:: Dataset extract ::
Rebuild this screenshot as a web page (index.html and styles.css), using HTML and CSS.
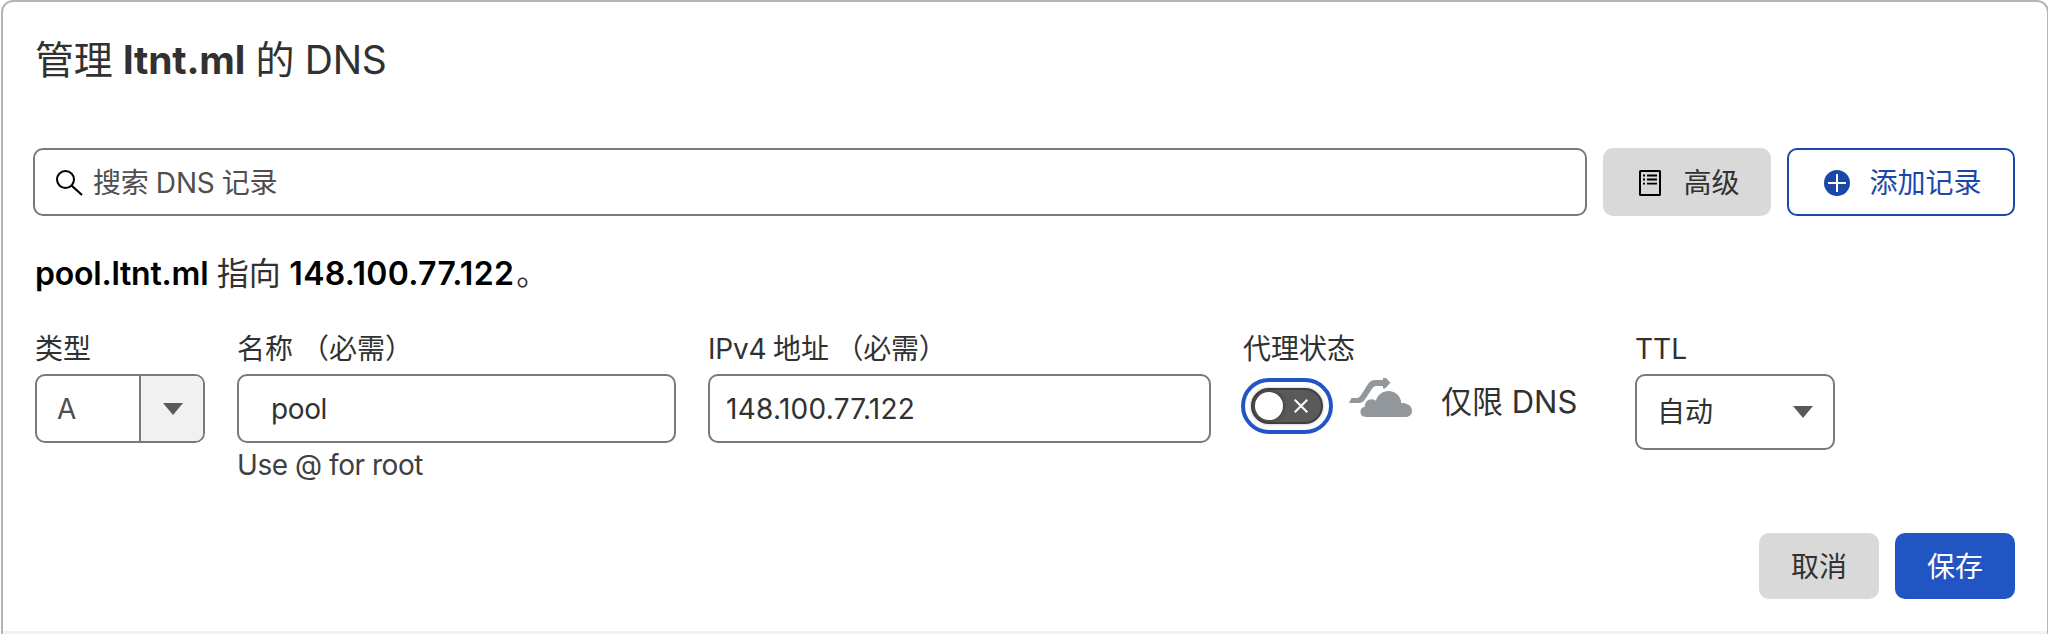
FILE: index.html
```html
<!DOCTYPE html>
<html lang="zh-CN">
<head>
<meta charset="utf-8">
<title>DNS</title>
<link rel="stylesheet" href="styles.css">
</head>
<body>
<main class="card">
  <h1 class="title">管理 <b>ltnt.ml</b> 的 DNS</h1>
  <div class="toolbar">
    <div class="search">
      <svg class="search-icon" width="28" height="28" viewBox="0 0 28 28" fill="none" stroke="#000"><circle cx="10.5" cy="10.5" r="8.5" stroke-width="2"/><path d="M16.5 16.5L27 26" stroke-width="2.2"/></svg>
      <span class="search-text">搜索 DNS 记录</span>
    </div>
    <div class="btn btn-gray btn-advanced">
      <svg width="22" height="26" viewBox="0 0 22 26"><rect x="1" y="1" width="20" height="24" rx=".5" fill="none" stroke="#000" stroke-width="2"/><path d="M8 5.500h10M8 9.500h10M8 13.700h10M4 5.500h2M4 9.500h2M4 13.700h2" stroke="#000" stroke-width="1.800"/></svg>
      <span>高级</span>
    </div>
    <div class="btn btn-add">
      <svg width="26" height="26" viewBox="0 0 26 26"><circle cx="13" cy="13" r="13" fill="#1b48a8"/><path d="M13 4v18M4 13h18" stroke="#fff" stroke-width="2"/></svg>
      <span>添加记录</span>
    </div>
  </div>
  <p class="summary"><b class="host">pool.ltnt.ml</b> 指向 <b class="address">148.100.77.122</b>。</p>
  <div class="form">
    <div class="field field-type">
      <div class="label">类型</div>
      <div class="box combo">
        <span class="combo-value">A</span>
        <span class="combo-toggle"><svg width="20" height="12" viewBox="0 0 20 12"><path d="M0 0h20L10 12z" fill="#595959"/></svg></span>
      </div>
    </div>
    <div class="field field-name">
      <div class="label">名称 （必需）</div>
      <div class="box box-name">pool</div>
      <div class="hint">Use @ for root</div>
    </div>
    <div class="field field-ip">
      <div class="label label-ip">IPv4 地址 （必需）</div>
      <div class="box box-ip">148.100.77.122</div>
    </div>
    <div class="field field-proxy">
      <div class="label">代理状态</div>
      <div class="proxy">
        <div class="toggle"><div class="track"><span class="knob"></span><svg width="14" height="14" viewBox="0 0 14 14"><path d="M.7 .7l12.600 12.600M13.300 .7L.7 13.300" stroke="#fff" stroke-width="2"/></svg></div></div>
        <svg class="cloud" width="64" height="40" viewBox="0 0 64 40" fill="#92979b"><path d="M0 25L2.500 20H7.500C10 20 11.500 18 13 15.500L18 7.500C20.500 3.800 22.500 2 26.500 2H34V0H37L41.500 4.800L36 10.500H34V8H27.500C25.500 8 24 9 22.800 11L17 20C14.500 23.800 12.500 25 9.500 25Z"/><path d="M17 39C13.500 39 11.500 37 11.500 33.800C11.500 31 13.200 29 16 28.500C15.500 24.500 18.500 21.300 22.500 21.300C24.300 21.300 25.500 21.800 26.800 22.800C28.500 16.800 33.500 13 39.500 13C46.500 13 52 18.300 52.400 25.400C53.800 24.900 55 25 56.300 25.400C60.500 26.300 63 29 63 32.700C63 36.500 60.500 39 56.500 39Z"/></svg>
        <span class="proxy-text">仅限 DNS</span>
      </div>
    </div>
    <div class="field field-ttl">
      <div class="label">TTL</div>
      <div class="box box-ttl"><span>自动</span><svg width="20" height="12" viewBox="0 0 20 12"><path d="M0 0h20L10 12z" fill="#595959"/></svg></div>
    </div>
  </div>
  <div class="actions">
    <div class="btn btn-gray">取消</div>
    <div class="btn btn-save">保存</div>
  </div>
  <div class="divider"></div>
</main>
</body>
</html>
```
FILE: styles.css
```css
* { box-sizing: border-box; }
body {
  margin: 0;
  width: 2048px;
  height: 634px;
  overflow: hidden;
  background: #fff;
  color: #313131;
  font: 28px/36px Inter, "Noto Sans CJK SC", sans-serif;
  white-space: nowrap;
}
.card {
  width: 2048px;
  height: 654px;
  margin-left: 1px;
  border: 2px solid #b3b5b8;
  border-radius: 12px;
  background: #fff;
}
.title {
  margin: 34px 0 0 32px;
  height: 48px;
  font-size: 39px;
  line-height: 48px;
  font-weight: 400;
  letter-spacing: -.15px;
  word-spacing: -.5px;
}
.title b { font-weight: 700; }
.toolbar {
  display: flex;
  gap: 16px;
  margin: 64px 0 0 30px;
  height: 68px;
}
.search {
  display: flex;
  align-items: center;
  width: 1554px;
  padding-left: 20px;
  gap: 10px;
  border: 2px solid #797979;
  border-radius: 10px;
  color: #4f4f4f;
}
.search-icon { margin-top: 2px; }
.search-text { padding-top: 1px; letter-spacing: -.15px; word-spacing: -.6px; }
.btn {
  display: flex;
  align-items: center;
  justify-content: center;
  width: 120px;
  height: 66px;
  padding-top: 2px;
  border-radius: 10px;
}
.btn-gray { background: #d9d9d9; }
.btn-advanced { width: 168px; height: 68px; padding-left: 5px; gap: 22px; }
.btn-add {
  width: 228px;
  height: 68px;
  padding-left: 4px;
  gap: 19px;
  border: 2px solid #1b48a8;
  color: #1b48a8;
}
.btn-save { background: #2255c4; color: #fff; }
.summary {
  margin: 38px 0 0 32px;
  height: 40px;
  font-size: 32px;
  line-height: 40px;
  word-spacing: -.5px;
}
.summary b { font-weight: 600; color: #000; }
.summary .host { letter-spacing: -.22px; }
.summary .address { letter-spacing: .3px; margin-right: 2px; }
.form {
  display: flex;
  gap: 32px;
  margin: 36px 0 0 32px;
  height: 143px;
}
.label { height: 44px; padding-top: 1px; }
.label-ip { letter-spacing: -.2px; word-spacing: -1px; }
.box {
  display: flex;
  align-items: center;
  height: 69px;
  border: 2px solid #797979;
  border-radius: 10px;
}
.field-type { width: 170px; }
.field-name { width: 439px; }
.field-ip { width: 503px; }
.field-proxy { width: 360px; }
.field-ttl { width: 200px; }
.combo { overflow: hidden; }
.combo-value { width: 102px; padding-left: 20px; color: #4f4f4f; }
.combo-toggle {
  flex: 1;
  height: 100%;
  display: flex;
  align-items: center;
  justify-content: center;
  padding-left: 1px;
  border-left: 2px solid #797979;
  background: #f1f1f1;
}
.box-name { padding-left: 32px; letter-spacing: -.4px; }
.box-ip { padding-left: 16px; letter-spacing: .27px; }
.hint { margin-top: 4px; color: #404040; letter-spacing: -.45px; }
.proxy { display: flex; align-items: flex-start; padding-top: 4px; }
.toggle {
  width: 92px;
  height: 56px;
  margin-left: -2px;
  padding: 6px;
  border: 4px solid #2255c4;
  border-radius: 28px;
}
.track {
  display: flex;
  align-items: center;
  height: 36px;
  padding-left: 2px;
  gap: 11px;
  border: 2px solid #404040;
  border-radius: 18px;
  background: #595959;
  box-shadow: 0 0 3px rgba(0, 0, 0, .3);
}
.knob { width: 28px; height: 28px; border-radius: 50%; background: #fff; box-shadow: 0 0 4px rgba(0, 0, 0, .5); }
.cloud { margin-left: 16px; }
.proxy-text { margin: 6px 0 0 28px; font-size: 31px; }
.box-ttl { justify-content: space-between; height: 76px; padding: 0 20px; }
.actions { display: flex; justify-content: flex-end; gap: 16px; margin: 60px 32px 0 0; }
.divider { height: 20px; margin-top: 32px; background: #f1f1f1; }
```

:: Work to do ::
The pictures should not be reproduced; quote all of the other material exactly.

:: Output for this exercise ::
Rebuild this screenshot as a web page (index.html and styles.css), using HTML and CSS.
FILE: index.html
```html
<!DOCTYPE html>
<html lang="zh-CN">
<head>
<meta charset="utf-8">
<title>DNS</title>
<link rel="stylesheet" href="styles.css">
</head>
<body>
<main class="card">
  <h1 class="title">管理 <b>ltnt.ml</b> 的 DNS</h1>
  <div class="toolbar">
    <div class="search">
      <svg class="search-icon" width="28" height="28" viewBox="0 0 28 28" fill="none" stroke="#000"><circle cx="10.5" cy="10.5" r="8.5" stroke-width="2"/><path d="M16.5 16.5L27 26" stroke-width="2.2"/></svg>
      <span class="search-text">搜索 DNS 记录</span>
    </div>
    <div class="btn btn-gray btn-advanced">
      <svg width="22" height="26" viewBox="0 0 22 26"><rect x="1" y="1" width="20" height="24" rx=".5" fill="none" stroke="#000" stroke-width="2"/><path d="M8 5.500h10M8 9.500h10M8 13.700h10M4 5.500h2M4 9.500h2M4 13.700h2" stroke="#000" stroke-width="1.800"/></svg>
      <span>高级</span>
    </div>
    <div class="btn btn-add">
      <svg width="26" height="26" viewBox="0 0 26 26"><circle cx="13" cy="13" r="13" fill="#1b48a8"/><path d="M13 4v18M4 13h18" stroke="#fff" stroke-width="2"/></svg>
      <span>添加记录</span>
    </div>
  </div>
  <p class="summary"><b class="host">pool.ltnt.ml</b> 指向 <b class="address">148.100.77.122</b>。</p>
  <div class="form">
    <div class="field field-type">
      <div class="label">类型</div>
      <div class="box combo">
        <span class="combo-value">A</span>
        <span class="combo-toggle"><svg width="20" height="12" viewBox="0 0 20 12"><path d="M0 0h20L10 12z" fill="#595959"/></svg></span>
      </div>
    </div>
    <div class="field field-name">
      <div class="label">名称 （必需）</div>
      <div class="box box-name">pool</div>
      <div class="hint">Use @ for root</div>
    </div>
    <div class="field field-ip">
      <div class="label label-ip">IPv4 地址 （必需）</div>
      <div class="box box-ip">148.100.77.122</div>
    </div>
    <div class="field field-proxy">
      <div class="label">代理状态</div>
      <div class="proxy">
        <div class="toggle"><div class="track"><span class="knob"></span><svg width="14" height="14" viewBox="0 0 14 14"><path d="M.7 .7l12.600 12.600M13.300 .7L.7 13.300" stroke="#fff" stroke-width="2"/></svg></div></div>
        <svg class="cloud" width="64" height="40" viewBox="0 0 64 40" fill="#92979b"><path d="M0 25L2.500 20H7.500C10 20 11.500 18 13 15.500L18 7.500C20.500 3.800 22.500 2 26.500 2H34V0H37L41.500 4.800L36 10.500H34V8H27.500C25.500 8 24 9 22.800 11L17 20C14.500 23.800 12.500 25 9.500 25Z"/><path d="M17 39C13.500 39 11.500 37 11.500 33.800C11.500 31 13.200 29 16 28.500C15.500 24.500 18.500 21.300 22.500 21.300C24.300 21.300 25.500 21.800 26.800 22.800C28.500 16.800 33.500 13 39.500 13C46.500 13 52 18.300 52.400 25.400C53.800 24.900 55 25 56.300 25.400C60.500 26.300 63 29 63 32.700C63 36.500 60.500 39 56.500 39Z"/></svg>
        <span class="proxy-text">仅限 DNS</span>
      </div>
    </div>
    <div class="field field-ttl">
      <div class="label">TTL</div>
      <div class="box box-ttl"><span>自动</span><svg width="20" height="12" viewBox="0 0 20 12"><path d="M0 0h20L10 12z" fill="#595959"/></svg></div>
    </div>
  </div>
  <div class="actions">
    <div class="btn btn-gray">取消</div>
    <div class="btn btn-save">保存</div>
  </div>
  <div class="divider"></div>
</main>
</body>
</html>
```
FILE: styles.css
```css
* { box-sizing: border-box; }
body {
  margin: 0;
  width: 2048px;
  height: 634px;
  overflow: hidden;
  background: #fff;
  color: #313131;
  font: 28px/36px Inter, "Noto Sans CJK SC", sans-serif;
  white-space: nowrap;
}
.card {
  width: 2048px;
  height: 654px;
  margin-left: 1px;
  border: 2px solid #b3b5b8;
  border-radius: 12px;
  background: #fff;
}
.title {
  margin: 34px 0 0 32px;
  height: 48px;
  font-size: 39px;
  line-height: 48px;
  font-weight: 400;
  letter-spacing: -.15px;
  word-spacing: -.5px;
}
.title b { font-weight: 700; }
.toolbar {
  display: flex;
  gap: 16px;
  margin: 64px 0 0 30px;
  height: 68px;
}
.search {
  display: flex;
  align-items: center;
  width: 1554px;
  padding-left: 20px;
  gap: 10px;
  border: 2px solid #797979;
  border-radius: 10px;
  color: #4f4f4f;
}
.search-icon { margin-top: 2px; }
.search-text { padding-top: 1px; letter-spacing: -.15px; word-spacing: -.6px; }
.btn {
  display: flex;
  align-items: center;
  justify-content: center;
  width: 120px;
  height: 66px;
  padding-top: 2px;
  border-radius: 10px;
}
.btn-gray { background: #d9d9d9; }
.btn-advanced { width: 168px; height: 68px; padding-left: 5px; gap: 22px; }
.btn-add {
  width: 228px;
  height: 68px;
  padding-left: 4px;
  gap: 19px;
  border: 2px solid #1b48a8;
  color: #1b48a8;
}
.btn-save { background: #2255c4; color: #fff; }
.summary {
  margin: 38px 0 0 32px;
  height: 40px;
  font-size: 32px;
  line-height: 40px;
  word-spacing: -.5px;
}
.summary b { font-weight: 600; color: #000; }
.summary .host { letter-spacing: -.22px; }
.summary .address { letter-spacing: .3px; margin-right: 2px; }
.form {
  display: flex;
  gap: 32px;
  margin: 36px 0 0 32px;
  height: 143px;
}
.label { height: 44px; padding-top: 1px; }
.label-ip { letter-spacing: -.2px; word-spacing: -1px; }
.box {
  display: flex;
  align-items: center;
  height: 69px;
  border: 2px solid #797979;
  border-radius: 10px;
}
.field-type { width: 170px; }
.field-name { width: 439px; }
.field-ip { width: 503px; }
.field-proxy { width: 360px; }
.field-ttl { width: 200px; }
.combo { overflow: hidden; }
.combo-value { width: 102px; padding-left: 20px; color: #4f4f4f; }
.combo-toggle {
  flex: 1;
  height: 100%;
  display: flex;
  align-items: center;
  justify-content: center;
  padding-left: 1px;
  border-left: 2px solid #797979;
  background: #f1f1f1;
}
.box-name { padding-left: 32px; letter-spacing: -.4px; }
.box-ip { padding-left: 16px; letter-spacing: .27px; }
.hint { margin-top: 4px; color: #404040; letter-spacing: -.45px; }
.proxy { display: flex; align-items: flex-start; padding-top: 4px; }
.toggle {
  width: 92px;
  height: 56px;
  margin-left: -2px;
  padding: 6px;
  border: 4px solid #2255c4;
  border-radius: 28px;
}
.track {
  display: flex;
  align-items: center;
  height: 36px;
  padding-left: 2px;
  gap: 11px;
  border: 2px solid #404040;
  border-radius: 18px;
  background: #595959;
  box-shadow: 0 0 3px rgba(0, 0, 0, .3);
}
.knob { width: 28px; height: 28px; border-radius: 50%; background: #fff; box-shadow: 0 0 4px rgba(0, 0, 0, .5); }
.cloud { margin-left: 16px; }
.proxy-text { margin: 6px 0 0 28px; font-size: 31px; }
.box-ttl { justify-content: space-between; height: 76px; padding: 0 20px; }
.actions { display: flex; justify-content: flex-end; gap: 16px; margin: 60px 32px 0 0; }
.divider { height: 20px; margin-top: 32px; background: #f1f1f1; }
```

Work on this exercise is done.